HARARE, ZIMBABWE -- Authorities in Zimbabwe have started publicly naming people who have escaped from quarantine centres and urging the public to report them to prevent the spread of the coronavirus.
Zimbabwe has seen a rise in confirmed cases of COVID-19 in recent days, with most recorded at quarantine centres.
More than 3,700 people are being kept in the quarantine centres after entering the country, mostly from neighbouring South Africa and Botswana, but dozens are fleeing the confinement complaining of filthy, unhygienic conditions and charging infections are spread at the quarantine areas.
Millions of Zimbabweans left the country for South Africa and other countries to escape political and economic turmoil over the last two decades, but some are returning home during the coronavirus outbreak.
New arrivals at the quarantine centres will have to surrender their passports and other identity documents to make it easier to trace them if they escape, Zimbabwe's COVID-19 chief co-ordinator Agnes Mahomva announced Wednesday.
The government is publishing names of escapees, some with confirmed positive results of COVID-19, in newspapers and on social media. The health ministry is also asking people to report those who cross the border illegally and don't go to quarantine centres.

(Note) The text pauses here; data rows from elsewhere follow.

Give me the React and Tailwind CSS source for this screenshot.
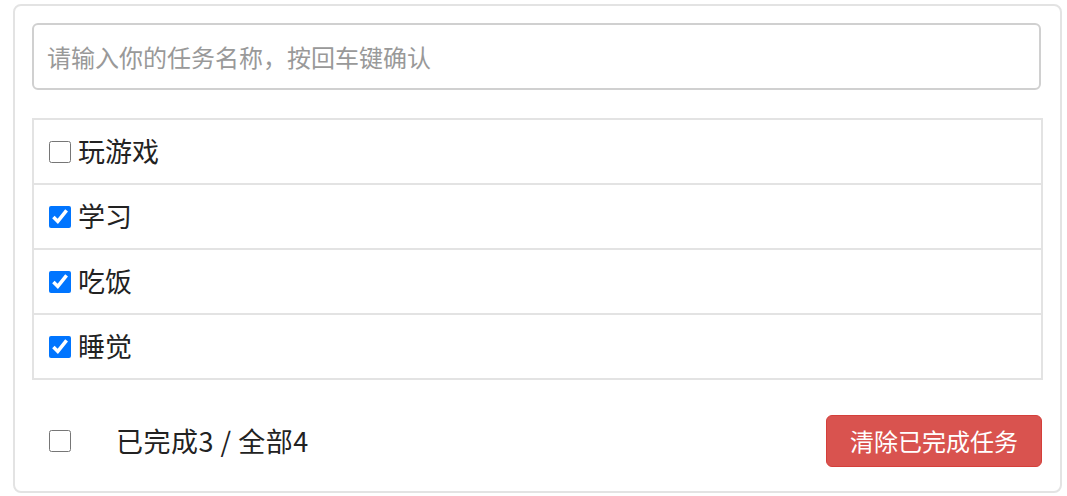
import { useState } from 'react'

export default function App() {
  const [todos, setTodos] = useState([
    { id: 1, name: '玩游戏', done: false },
    { id: 2, name: '学习', done: true },
    { id: 3, name: '吃饭', done: true },
    { id: 4, name: '睡觉', done: true },
  ])

  const doneCount = todos.filter(t => t.done).length
  const font = { fontFamily: '"Noto Sans CJK SC", "Noto Sans", sans-serif' }

  function toggle(id) {
    setTodos(todos.map(t => (t.id === id ? { ...t, done: !t.done } : t)))
  }

  return (
    <div className="w-[1067px] h-[496px] bg-white pt-[4px] pl-[13px]" style={font}>
      <div className="w-[1049px] h-[489px] border-2 border-[#e3e3e3] rounded-[8px] pl-[17px] pt-[17px]">
        {/* 输入框 */}
        <input
          type="text"
          placeholder="请输入你的任务名称，按回车键确认"
          className="block w-[1009px] h-[67px] border-2 border-[#d0d0d0] rounded-[6px] px-[13px] text-[24px] text-[#555] placeholder:text-[#999] outline-none"
        />

        {/* 列表 */}
        <ul className="mt-[28px] w-[1011px] border-2 border-[#e3e3e3]">
          {todos.map((t, i) => (
            <li
              key={t.id}
              className={`h-[63px] box-content flex items-center pl-[15px] ${i > 0 ? 'border-t-2 border-[#e3e3e3]' : ''}`}
            >
              <label className="flex items-center text-[27px] text-[#222]">
                <input
                  type="checkbox"
                  checked={t.done}
                  onChange={() => toggle(t.id)}
                  className="w-[22px] h-[22px] m-0 mr-[7px] accent-[#0075ff]"
                />
                {t.name}
              </label>
            </li>
          ))}
        </ul>

        {/* 底部 */}
        <div className="mt-[35px] w-[1010px] flex items-center justify-between">
          <div className="flex items-center pl-[17px]">
            <input type="checkbox" checked={false} readOnly className="w-[22px] h-[22px] m-0" />
            <span className="ml-[45px] text-[27px] text-[#222] tracking-[0.5px]">
              已完成{doneCount} / 全部{todos.length}
            </span>
          </div>
          <button className="w-[216px] h-[52px] bg-[#d9534f] border border-[#d43f3a] rounded-[6px] text-white text-[24px]">
            清除已完成任务
          </button>
        </div>
      </div>
    </div>
  )
}
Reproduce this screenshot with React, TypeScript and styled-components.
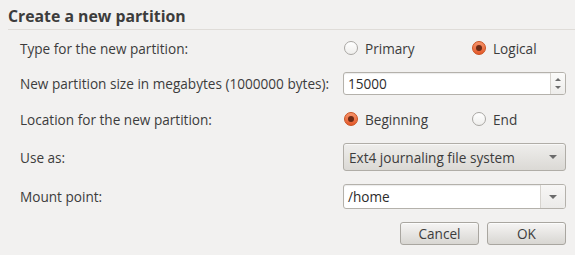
import React, { useState } from 'react'
import styled, { createGlobalStyle } from 'styled-components'

const GlobalStyle = createGlobalStyle`
  html, body {
    margin: 0;
    padding: 0;
    background: #f2f1f0;
  }
  body {
    font-family: 'Open Sans', 'DejaVu Sans', sans-serif;
    color: #3c3c3c;
  }
`

const Dialog = styled.div`
  width: 575px;
  height: 255px;
  box-sizing: border-box;
  padding-top: 6px;
  overflow: hidden;
`

const Title = styled.h1`
  margin: 0 0 0 8px;
  padding-bottom: 3px;
  font-size: 15.8px;
  font-weight: 700;
  line-height: 20px;
  color: #3c3c3c;
  border-bottom: 1px solid #dfdcd8;
`

const Form = styled.div`
  display: grid;
  grid-template-columns: 323px 223px;
  grid-template-rows: 22px 23px 22px 28px 25px 23px;
  row-gap: 13px;
  padding: 7px 9px 0 20px;
  align-items: center;
`

const Label = styled.div`
  font-size: 13.6px;
  line-height: 17px;
  color: #3c3c3c;
`

const RadioGroup = styled.div`
  display: grid;
  grid-template-columns: 128px auto;
  align-items: center;
  padding-left: 1px;
`

const RadioOption = styled.label`
  display: flex;
  align-items: center;
  gap: 7px;
  font-size: 13.6px;
  color: #3c3c3c;
  cursor: pointer;
`

const RadioCircle = styled.span<{ $checked: boolean }>`
  width: 14px;
  height: 14px;
  box-sizing: border-box;
  border-radius: 50%;
  display: inline-flex;
  align-items: center;
  justify-content: center;
  border: 1px solid ${p => (p.$checked ? '#c9501f' : '#a9a7a3')};
  background: ${p =>
    p.$checked
      ? 'linear-gradient(#f7936a, #e4592a)'
      : 'linear-gradient(#ffffff, #efeeec)'};
  &::after {
    content: '';
    display: ${p => (p.$checked ? 'block' : 'none')};
    width: 6px;
    height: 6px;
    border-radius: 50%;
    background: #6a2a15;
  }
`

const Entry = styled.div`
  display: flex;
  height: 100%;
  box-sizing: border-box;
  border: 1px solid #b4b1ab;
  border-radius: 3px;
  background: #ffffff;
  box-shadow: inset 0 1px 1px rgba(0, 0, 0, 0.08);
  overflow: hidden;
`

const EntryText = styled.div`
  flex: 1;
  display: flex;
  align-items: center;
  padding-left: 4px;
  font-size: 13.6px;
  color: #2c2c2c;
`

const SpinButtons = styled.div`
  width: 14px;
  border-left: 1px solid #d6d3ce;
  background: linear-gradient(#fbfbfa, #eeedeb);
  display: flex;
  flex-direction: column;
  align-items: center;
  justify-content: center;
  gap: 5px;
`

const Arrow = styled.span<{ $up?: boolean; $size: number }>`
  width: 0;
  height: 0;
  border-left: ${p => p.$size}px solid transparent;
  border-right: ${p => p.$size}px solid transparent;
  ${p =>
    p.$up
      ? `border-bottom: ${p.$size}px solid #6b6b6b;`
      : `border-top: ${p.$size}px solid #6b6b6b;`}
`

const ComboButton = styled.div`
  height: 100%;
  box-sizing: border-box;
  display: flex;
  align-items: center;
  justify-content: space-between;
  padding: 0 8px 0 5px;
  border: 1px solid #b0ada7;
  border-radius: 3px;
  background: linear-gradient(#efeeec, #dbd9d5);
  box-shadow: inset 0 1px 0 rgba(255, 255, 255, 0.6);
  font-size: 13.6px;
  color: #3c3c3c;
`

const ComboSide = styled.div`
  width: 24px;
  border-left: 1px solid #d6d3ce;
  background: linear-gradient(#f7f6f5, #ecebe9);
  display: flex;
  align-items: center;
  justify-content: center;
`

const ButtonRow = styled.div`
  grid-column: 2;
  display: flex;
  justify-content: flex-end;
  gap: 8px;
  height: 100%;
`

const Button = styled.button`
  width: 79px;
  height: 100%;
  box-sizing: border-box;
  border: 1px solid #a9a6a0;
  border-radius: 3px;
  background: linear-gradient(#f6f5f4, #d8d6d2);
  box-shadow: inset 0 1px 0 rgba(255, 255, 255, 0.7);
  font-family: inherit;
  font-size: 13.6px;
  color: #3c3c3c;
  padding: 0;
`

const Radio = ({
  label,
  checked,
  onSelect,
}: {
  label: string
  checked: boolean
  onSelect: () => void
}) => (
  <RadioOption onClick={onSelect}>
    <RadioCircle $checked={checked} />
    {label}
  </RadioOption>
)

const App = () => {
  const [type, setType] = useState('logical')
  const [location, setLocation] = useState('beginning')

  return (
    <Dialog>
      <GlobalStyle />
      <Title>Create a new partition</Title>
      <Form>
        <Label>Type for the new partition:</Label>
        <RadioGroup>
          <Radio
            label="Primary"
            checked={type === 'primary'}
            onSelect={() => setType('primary')}
          />
          <Radio
            label="Logical"
            checked={type === 'logical'}
            onSelect={() => setType('logical')}
          />
        </RadioGroup>

        <Label>New partition size in megabytes (1000000 bytes):</Label>
        <Entry>
          <EntryText>15000</EntryText>
          <SpinButtons>
            <Arrow $up $size={3} />
            <Arrow $size={3} />
          </SpinButtons>
        </Entry>

        <Label>Location for the new partition:</Label>
        <RadioGroup>
          <Radio
            label="Beginning"
            checked={location === 'beginning'}
            onSelect={() => setLocation('beginning')}
          />
          <Radio
            label="End"
            checked={location === 'end'}
            onSelect={() => setLocation('end')}
          />
        </RadioGroup>

        <Label>Use as:</Label>
        <ComboButton>
          Ext4 journaling file system
          <Arrow $size={4} />
        </ComboButton>

        <Label>Mount point:</Label>
        <Entry>
          <EntryText>/home</EntryText>
          <ComboSide>
            <Arrow $size={4} />
          </ComboSide>
        </Entry>

        <ButtonRow>
          <Button>Cancel</Button>
          <Button>OK</Button>
        </ButtonRow>
      </Form>
    </Dialog>
  )
}

export default App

Some communities have been reporting such people to authorities in a bid to protect themselves. Those who are turned in to authorities are returned to the quarantine centres.
Zimbabwe has reported 314 cases of COVID-19, according to figures released Wednesday by the Africa Centers for Disease Control and Prevention. The figures have risen from the 56 recorded toward the end of May. Most of the new cases have been reported at the quarantine centres. Information minister Monica Mutsvangwa on Tuesday said this showed the effectiveness of the country's mandatory 21-day isolation regime.
But doctors and other health professionals charge that the conditions at the centres are deplorable. They also warn that the lack of social distancing and adequate screening and testing could result in people becoming infected with the coronavirus at the centres.
A judge last week ordered the government to improve conditions at the quarantine centres after a doctors group pressed a lawsuit in which it said the conditions are putting "seriously at stake" the lives of people held there, health professionals and security agents enforcing the isolation.
Hundreds at the centres are forced to share "some few dirty ablution and bathing facilities while others have no access to medication," said the Zimbabwe Association of Doctors for Human Rights in its court application.